Source records
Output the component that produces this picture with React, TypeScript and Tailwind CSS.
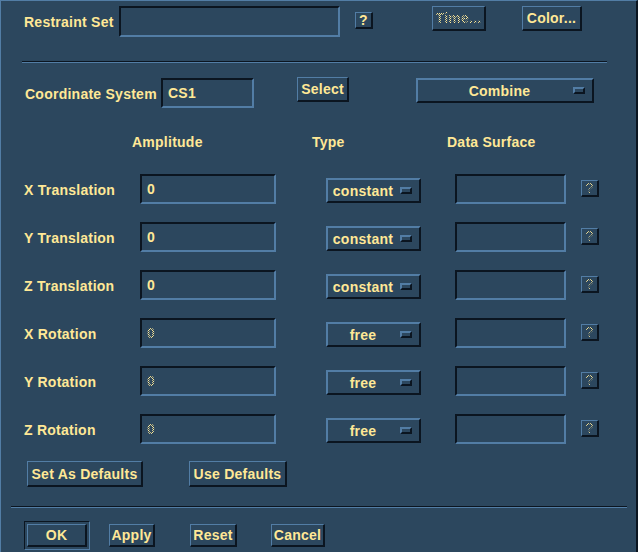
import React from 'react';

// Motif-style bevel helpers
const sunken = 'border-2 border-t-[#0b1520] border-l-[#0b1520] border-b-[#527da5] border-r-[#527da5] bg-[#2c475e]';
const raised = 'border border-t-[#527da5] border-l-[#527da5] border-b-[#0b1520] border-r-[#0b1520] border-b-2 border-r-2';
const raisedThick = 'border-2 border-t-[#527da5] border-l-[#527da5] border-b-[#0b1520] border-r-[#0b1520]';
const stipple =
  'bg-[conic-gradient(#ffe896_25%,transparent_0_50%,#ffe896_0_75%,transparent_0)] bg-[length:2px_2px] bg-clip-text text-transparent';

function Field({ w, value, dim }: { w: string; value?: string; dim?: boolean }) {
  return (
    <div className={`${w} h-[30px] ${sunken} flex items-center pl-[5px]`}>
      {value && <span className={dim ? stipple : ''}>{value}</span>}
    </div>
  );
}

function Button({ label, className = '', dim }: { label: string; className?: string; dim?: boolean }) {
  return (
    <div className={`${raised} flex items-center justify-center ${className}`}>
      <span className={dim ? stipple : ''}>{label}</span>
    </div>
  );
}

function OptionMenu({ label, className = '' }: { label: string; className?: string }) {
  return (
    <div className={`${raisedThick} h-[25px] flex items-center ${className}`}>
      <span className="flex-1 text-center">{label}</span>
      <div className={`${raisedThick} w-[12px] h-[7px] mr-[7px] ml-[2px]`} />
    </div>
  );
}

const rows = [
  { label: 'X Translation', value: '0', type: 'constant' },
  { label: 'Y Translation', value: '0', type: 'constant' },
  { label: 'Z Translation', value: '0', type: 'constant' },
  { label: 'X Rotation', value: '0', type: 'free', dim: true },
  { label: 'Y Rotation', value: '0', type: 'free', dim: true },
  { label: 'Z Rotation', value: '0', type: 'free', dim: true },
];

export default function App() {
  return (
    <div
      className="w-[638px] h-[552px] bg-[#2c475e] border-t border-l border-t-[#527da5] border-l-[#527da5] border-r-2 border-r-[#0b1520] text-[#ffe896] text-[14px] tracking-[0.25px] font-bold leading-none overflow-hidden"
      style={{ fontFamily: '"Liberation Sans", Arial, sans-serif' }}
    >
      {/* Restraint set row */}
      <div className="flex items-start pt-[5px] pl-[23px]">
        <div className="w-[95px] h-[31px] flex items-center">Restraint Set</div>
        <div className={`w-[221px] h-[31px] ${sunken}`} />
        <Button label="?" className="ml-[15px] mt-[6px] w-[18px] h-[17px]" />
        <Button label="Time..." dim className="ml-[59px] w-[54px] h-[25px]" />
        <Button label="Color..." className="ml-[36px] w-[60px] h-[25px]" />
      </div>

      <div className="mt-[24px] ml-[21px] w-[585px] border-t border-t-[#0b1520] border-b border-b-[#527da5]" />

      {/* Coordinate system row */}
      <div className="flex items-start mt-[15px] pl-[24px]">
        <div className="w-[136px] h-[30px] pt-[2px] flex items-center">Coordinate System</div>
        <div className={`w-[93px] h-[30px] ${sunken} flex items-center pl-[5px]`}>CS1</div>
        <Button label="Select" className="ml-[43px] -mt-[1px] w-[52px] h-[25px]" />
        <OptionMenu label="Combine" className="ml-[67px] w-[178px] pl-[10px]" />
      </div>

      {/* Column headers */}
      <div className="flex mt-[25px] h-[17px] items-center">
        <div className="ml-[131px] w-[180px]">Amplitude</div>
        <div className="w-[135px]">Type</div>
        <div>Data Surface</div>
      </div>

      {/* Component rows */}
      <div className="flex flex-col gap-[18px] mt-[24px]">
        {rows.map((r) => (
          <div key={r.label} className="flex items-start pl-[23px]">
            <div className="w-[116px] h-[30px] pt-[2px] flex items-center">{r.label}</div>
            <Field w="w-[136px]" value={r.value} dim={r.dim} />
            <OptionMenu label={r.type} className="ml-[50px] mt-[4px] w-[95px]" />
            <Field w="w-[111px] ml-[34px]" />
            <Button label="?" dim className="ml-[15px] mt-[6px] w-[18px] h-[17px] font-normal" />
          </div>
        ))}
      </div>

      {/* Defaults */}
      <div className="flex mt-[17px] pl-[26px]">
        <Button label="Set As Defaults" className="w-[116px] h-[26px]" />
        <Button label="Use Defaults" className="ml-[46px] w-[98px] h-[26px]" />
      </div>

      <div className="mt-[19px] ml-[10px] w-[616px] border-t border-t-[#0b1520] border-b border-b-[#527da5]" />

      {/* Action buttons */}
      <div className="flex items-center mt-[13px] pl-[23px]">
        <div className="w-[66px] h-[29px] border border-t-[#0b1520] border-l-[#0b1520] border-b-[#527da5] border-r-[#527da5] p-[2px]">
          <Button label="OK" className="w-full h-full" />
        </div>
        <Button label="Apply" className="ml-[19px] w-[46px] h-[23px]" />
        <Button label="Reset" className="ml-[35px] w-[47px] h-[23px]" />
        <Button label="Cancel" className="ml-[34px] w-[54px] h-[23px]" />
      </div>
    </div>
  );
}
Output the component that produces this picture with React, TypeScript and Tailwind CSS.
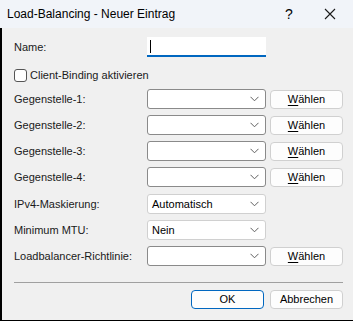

--

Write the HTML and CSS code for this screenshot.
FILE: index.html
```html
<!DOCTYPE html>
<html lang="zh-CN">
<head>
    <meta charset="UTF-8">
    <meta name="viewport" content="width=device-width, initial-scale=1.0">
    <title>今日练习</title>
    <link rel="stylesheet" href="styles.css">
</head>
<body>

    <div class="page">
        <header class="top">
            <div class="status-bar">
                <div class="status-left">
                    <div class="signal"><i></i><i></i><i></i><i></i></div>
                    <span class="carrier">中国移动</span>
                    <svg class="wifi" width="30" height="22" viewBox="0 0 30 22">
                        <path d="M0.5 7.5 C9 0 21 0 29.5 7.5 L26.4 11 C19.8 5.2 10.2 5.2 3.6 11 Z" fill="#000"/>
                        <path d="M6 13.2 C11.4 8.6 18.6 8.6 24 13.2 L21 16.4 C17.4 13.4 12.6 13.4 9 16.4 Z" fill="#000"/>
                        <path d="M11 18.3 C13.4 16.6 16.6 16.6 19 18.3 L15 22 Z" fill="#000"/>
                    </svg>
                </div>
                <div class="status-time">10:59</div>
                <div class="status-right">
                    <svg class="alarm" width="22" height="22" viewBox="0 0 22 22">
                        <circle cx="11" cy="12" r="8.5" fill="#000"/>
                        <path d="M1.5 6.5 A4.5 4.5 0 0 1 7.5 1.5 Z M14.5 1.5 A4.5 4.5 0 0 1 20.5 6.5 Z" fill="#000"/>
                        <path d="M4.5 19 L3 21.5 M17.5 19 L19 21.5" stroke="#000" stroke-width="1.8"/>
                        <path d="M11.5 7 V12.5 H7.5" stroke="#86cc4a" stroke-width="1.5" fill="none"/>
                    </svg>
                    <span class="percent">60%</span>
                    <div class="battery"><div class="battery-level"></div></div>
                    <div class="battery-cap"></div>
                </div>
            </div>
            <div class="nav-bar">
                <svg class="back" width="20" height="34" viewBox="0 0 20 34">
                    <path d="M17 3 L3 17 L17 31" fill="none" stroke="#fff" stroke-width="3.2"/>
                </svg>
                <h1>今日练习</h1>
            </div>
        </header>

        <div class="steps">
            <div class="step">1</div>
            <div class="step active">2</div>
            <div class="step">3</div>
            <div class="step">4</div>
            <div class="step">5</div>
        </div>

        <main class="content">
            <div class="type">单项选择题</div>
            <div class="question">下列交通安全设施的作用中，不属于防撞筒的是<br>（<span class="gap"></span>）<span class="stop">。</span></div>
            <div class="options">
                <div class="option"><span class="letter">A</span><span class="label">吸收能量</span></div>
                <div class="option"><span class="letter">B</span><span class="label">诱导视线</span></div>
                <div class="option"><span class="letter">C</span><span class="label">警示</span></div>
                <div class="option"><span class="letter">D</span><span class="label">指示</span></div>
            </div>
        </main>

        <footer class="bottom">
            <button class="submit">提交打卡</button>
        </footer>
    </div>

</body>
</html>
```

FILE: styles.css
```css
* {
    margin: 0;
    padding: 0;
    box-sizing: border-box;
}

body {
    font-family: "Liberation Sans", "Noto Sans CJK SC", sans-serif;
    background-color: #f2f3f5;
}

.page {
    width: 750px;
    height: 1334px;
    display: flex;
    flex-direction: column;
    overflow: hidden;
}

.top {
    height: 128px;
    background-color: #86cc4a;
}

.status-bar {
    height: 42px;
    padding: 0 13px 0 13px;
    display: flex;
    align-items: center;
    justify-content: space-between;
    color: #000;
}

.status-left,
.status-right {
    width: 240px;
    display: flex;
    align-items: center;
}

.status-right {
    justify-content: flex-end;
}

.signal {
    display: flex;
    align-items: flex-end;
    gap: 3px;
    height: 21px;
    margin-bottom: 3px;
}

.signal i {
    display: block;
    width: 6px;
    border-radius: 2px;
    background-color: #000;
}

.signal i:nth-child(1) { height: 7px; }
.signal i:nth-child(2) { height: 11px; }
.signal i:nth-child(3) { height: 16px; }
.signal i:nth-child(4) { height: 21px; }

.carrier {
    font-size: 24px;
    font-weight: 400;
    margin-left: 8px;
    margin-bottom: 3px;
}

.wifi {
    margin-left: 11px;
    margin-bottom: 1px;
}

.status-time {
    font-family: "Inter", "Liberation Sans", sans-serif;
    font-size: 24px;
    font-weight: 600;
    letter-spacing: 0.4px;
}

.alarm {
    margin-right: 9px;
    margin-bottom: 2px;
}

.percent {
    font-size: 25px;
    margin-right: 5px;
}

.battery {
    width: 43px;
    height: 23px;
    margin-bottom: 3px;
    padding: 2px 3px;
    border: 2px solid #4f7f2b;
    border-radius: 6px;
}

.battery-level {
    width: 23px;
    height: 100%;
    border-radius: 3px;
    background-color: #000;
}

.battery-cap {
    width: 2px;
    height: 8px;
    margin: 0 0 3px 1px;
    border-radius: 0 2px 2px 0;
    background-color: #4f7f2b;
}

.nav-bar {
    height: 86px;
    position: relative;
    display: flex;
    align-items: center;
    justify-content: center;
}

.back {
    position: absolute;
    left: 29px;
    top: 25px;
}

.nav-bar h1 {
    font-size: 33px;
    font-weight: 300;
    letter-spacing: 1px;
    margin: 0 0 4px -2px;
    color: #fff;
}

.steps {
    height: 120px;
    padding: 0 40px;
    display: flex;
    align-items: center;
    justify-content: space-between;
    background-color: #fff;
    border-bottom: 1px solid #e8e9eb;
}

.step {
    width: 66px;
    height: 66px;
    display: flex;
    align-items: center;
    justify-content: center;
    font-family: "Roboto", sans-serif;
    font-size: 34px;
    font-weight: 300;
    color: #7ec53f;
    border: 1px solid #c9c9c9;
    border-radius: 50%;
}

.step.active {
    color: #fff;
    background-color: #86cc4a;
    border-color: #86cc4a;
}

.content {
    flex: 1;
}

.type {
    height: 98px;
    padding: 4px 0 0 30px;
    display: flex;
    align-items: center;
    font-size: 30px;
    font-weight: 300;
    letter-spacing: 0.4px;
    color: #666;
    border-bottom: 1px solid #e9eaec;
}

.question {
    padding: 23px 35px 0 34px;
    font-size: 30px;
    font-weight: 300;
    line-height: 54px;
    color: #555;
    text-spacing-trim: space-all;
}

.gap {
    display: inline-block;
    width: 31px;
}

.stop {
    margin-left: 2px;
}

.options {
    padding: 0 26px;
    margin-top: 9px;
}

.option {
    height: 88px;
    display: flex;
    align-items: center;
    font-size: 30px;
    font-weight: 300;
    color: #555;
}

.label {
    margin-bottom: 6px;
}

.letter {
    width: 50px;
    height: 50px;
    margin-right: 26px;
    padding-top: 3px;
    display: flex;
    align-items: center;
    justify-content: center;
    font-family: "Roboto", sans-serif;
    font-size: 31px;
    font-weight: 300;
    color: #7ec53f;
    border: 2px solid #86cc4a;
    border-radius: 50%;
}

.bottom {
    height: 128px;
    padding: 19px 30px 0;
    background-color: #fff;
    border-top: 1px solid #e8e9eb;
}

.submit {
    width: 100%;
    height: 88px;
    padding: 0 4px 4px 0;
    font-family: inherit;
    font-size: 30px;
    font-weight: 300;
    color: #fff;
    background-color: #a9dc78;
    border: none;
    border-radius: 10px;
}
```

--

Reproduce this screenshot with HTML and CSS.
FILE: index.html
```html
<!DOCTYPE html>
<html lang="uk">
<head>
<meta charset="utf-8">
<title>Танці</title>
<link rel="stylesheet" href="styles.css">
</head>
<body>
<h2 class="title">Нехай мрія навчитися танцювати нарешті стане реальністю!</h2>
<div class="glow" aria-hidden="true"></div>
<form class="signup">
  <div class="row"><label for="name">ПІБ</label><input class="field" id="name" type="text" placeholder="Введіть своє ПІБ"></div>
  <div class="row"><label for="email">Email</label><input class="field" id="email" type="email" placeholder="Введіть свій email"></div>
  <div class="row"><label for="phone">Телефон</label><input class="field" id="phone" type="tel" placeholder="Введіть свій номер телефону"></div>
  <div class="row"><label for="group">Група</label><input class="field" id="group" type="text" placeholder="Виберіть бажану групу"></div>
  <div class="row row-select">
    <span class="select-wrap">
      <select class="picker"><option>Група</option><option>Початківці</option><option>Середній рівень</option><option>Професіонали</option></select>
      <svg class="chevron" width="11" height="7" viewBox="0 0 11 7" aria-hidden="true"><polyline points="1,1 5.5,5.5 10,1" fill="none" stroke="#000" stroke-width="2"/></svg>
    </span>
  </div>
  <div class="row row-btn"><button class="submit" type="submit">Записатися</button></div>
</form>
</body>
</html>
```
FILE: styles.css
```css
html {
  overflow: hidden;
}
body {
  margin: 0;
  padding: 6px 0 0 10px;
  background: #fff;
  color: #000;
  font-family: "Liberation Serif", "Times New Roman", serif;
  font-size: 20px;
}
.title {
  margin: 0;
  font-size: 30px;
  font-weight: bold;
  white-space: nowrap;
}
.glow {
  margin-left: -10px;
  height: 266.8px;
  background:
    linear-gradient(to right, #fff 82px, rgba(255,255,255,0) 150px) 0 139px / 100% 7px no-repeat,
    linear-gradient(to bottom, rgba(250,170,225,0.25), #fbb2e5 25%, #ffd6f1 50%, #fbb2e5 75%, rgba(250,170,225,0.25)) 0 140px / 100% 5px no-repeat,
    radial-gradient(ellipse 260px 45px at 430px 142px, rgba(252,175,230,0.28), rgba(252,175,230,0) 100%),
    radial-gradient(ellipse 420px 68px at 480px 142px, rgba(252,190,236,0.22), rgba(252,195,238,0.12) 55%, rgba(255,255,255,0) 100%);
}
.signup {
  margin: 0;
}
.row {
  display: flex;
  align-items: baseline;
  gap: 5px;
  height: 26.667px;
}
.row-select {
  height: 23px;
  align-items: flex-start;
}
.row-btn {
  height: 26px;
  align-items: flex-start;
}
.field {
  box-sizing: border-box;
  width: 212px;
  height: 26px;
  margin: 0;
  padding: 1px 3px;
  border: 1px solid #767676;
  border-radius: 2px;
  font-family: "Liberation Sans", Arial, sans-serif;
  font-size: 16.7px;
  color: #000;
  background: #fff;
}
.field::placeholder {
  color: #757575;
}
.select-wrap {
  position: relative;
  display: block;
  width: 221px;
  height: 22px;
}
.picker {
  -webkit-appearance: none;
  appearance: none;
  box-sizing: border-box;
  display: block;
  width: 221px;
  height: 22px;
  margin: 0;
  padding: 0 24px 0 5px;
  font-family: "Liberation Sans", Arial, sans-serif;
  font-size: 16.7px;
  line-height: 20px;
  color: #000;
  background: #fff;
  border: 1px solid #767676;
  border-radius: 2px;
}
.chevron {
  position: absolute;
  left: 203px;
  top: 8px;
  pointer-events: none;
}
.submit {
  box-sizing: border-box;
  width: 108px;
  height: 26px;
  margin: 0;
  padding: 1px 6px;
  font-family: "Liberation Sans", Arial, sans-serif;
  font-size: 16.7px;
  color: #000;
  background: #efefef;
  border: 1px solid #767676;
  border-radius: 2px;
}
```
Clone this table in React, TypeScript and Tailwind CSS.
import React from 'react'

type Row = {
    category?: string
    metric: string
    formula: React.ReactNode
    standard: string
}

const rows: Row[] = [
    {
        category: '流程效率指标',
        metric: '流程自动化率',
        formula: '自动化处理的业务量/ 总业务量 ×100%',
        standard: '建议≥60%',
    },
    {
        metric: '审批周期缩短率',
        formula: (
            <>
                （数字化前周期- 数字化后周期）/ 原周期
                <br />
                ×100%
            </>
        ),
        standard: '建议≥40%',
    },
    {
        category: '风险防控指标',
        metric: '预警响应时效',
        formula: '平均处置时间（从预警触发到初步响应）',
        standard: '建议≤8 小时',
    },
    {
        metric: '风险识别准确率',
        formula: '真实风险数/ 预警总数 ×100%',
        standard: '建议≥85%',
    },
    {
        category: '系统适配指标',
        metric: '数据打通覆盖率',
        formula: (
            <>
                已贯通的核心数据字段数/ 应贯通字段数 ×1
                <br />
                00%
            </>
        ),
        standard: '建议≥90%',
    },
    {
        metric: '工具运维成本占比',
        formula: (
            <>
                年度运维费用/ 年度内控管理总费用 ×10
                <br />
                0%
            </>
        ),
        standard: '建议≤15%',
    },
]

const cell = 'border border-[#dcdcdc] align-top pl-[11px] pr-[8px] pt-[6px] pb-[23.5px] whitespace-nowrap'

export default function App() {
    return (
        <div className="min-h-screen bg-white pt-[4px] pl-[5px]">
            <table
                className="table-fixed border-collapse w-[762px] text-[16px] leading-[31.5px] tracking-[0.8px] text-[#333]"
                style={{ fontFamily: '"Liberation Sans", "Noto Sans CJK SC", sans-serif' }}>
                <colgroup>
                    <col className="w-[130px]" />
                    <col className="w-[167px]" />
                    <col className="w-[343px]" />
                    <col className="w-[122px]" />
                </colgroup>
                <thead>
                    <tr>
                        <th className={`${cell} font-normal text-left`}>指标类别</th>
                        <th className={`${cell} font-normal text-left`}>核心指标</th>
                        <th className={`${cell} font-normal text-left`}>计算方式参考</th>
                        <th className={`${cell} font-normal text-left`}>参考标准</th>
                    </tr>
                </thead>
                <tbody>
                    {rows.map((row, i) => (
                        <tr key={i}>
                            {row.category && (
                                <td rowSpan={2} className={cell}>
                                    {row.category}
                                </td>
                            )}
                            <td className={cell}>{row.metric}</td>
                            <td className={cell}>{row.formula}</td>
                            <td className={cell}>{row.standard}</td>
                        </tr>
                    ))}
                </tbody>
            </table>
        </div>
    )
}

■ Given request
Transcribe each line of the data above, unaltered, from the one where "Clone this table" appears to the one where "const cell = 'border" appears, inclusive of both.

■ Response
Clone this table in React, TypeScript and Tailwind CSS.
import React from 'react'

type Row = {
    category?: string
    metric: string
    formula: React.ReactNode
    standard: string
}

const rows: Row[] = [
    {
        category: '流程效率指标',
        metric: '流程自动化率',
        formula: '自动化处理的业务量/ 总业务量 ×100%',
        standard: '建议≥60%',
    },
    {
        metric: '审批周期缩短率',
        formula: (
            <>
                （数字化前周期- 数字化后周期）/ 原周期
                <br />
                ×100%
            </>
        ),
        standard: '建议≥40%',
    },
    {
        category: '风险防控指标',
        metric: '预警响应时效',
        formula: '平均处置时间（从预警触发到初步响应）',
        standard: '建议≤8 小时',
    },
    {
        metric: '风险识别准确率',
        formula: '真实风险数/ 预警总数 ×100%',
        standard: '建议≥85%',
    },
    {
        category: '系统适配指标',
        metric: '数据打通覆盖率',
        formula: (
            <>
                已贯通的核心数据字段数/ 应贯通字段数 ×1
                <br />
                00%
            </>
        ),
        standard: '建议≥90%',
    },
    {
        metric: '工具运维成本占比',
        formula: (
            <>
                年度运维费用/ 年度内控管理总费用 ×10
                <br />
                0%
            </>
        ),
        standard: '建议≤15%',
    },
]

const cell = 'border border-[#dcdcdc] align-top pl-[11px] pr-[8px] pt-[6px] pb-[23.5px] whitespace-nowrap'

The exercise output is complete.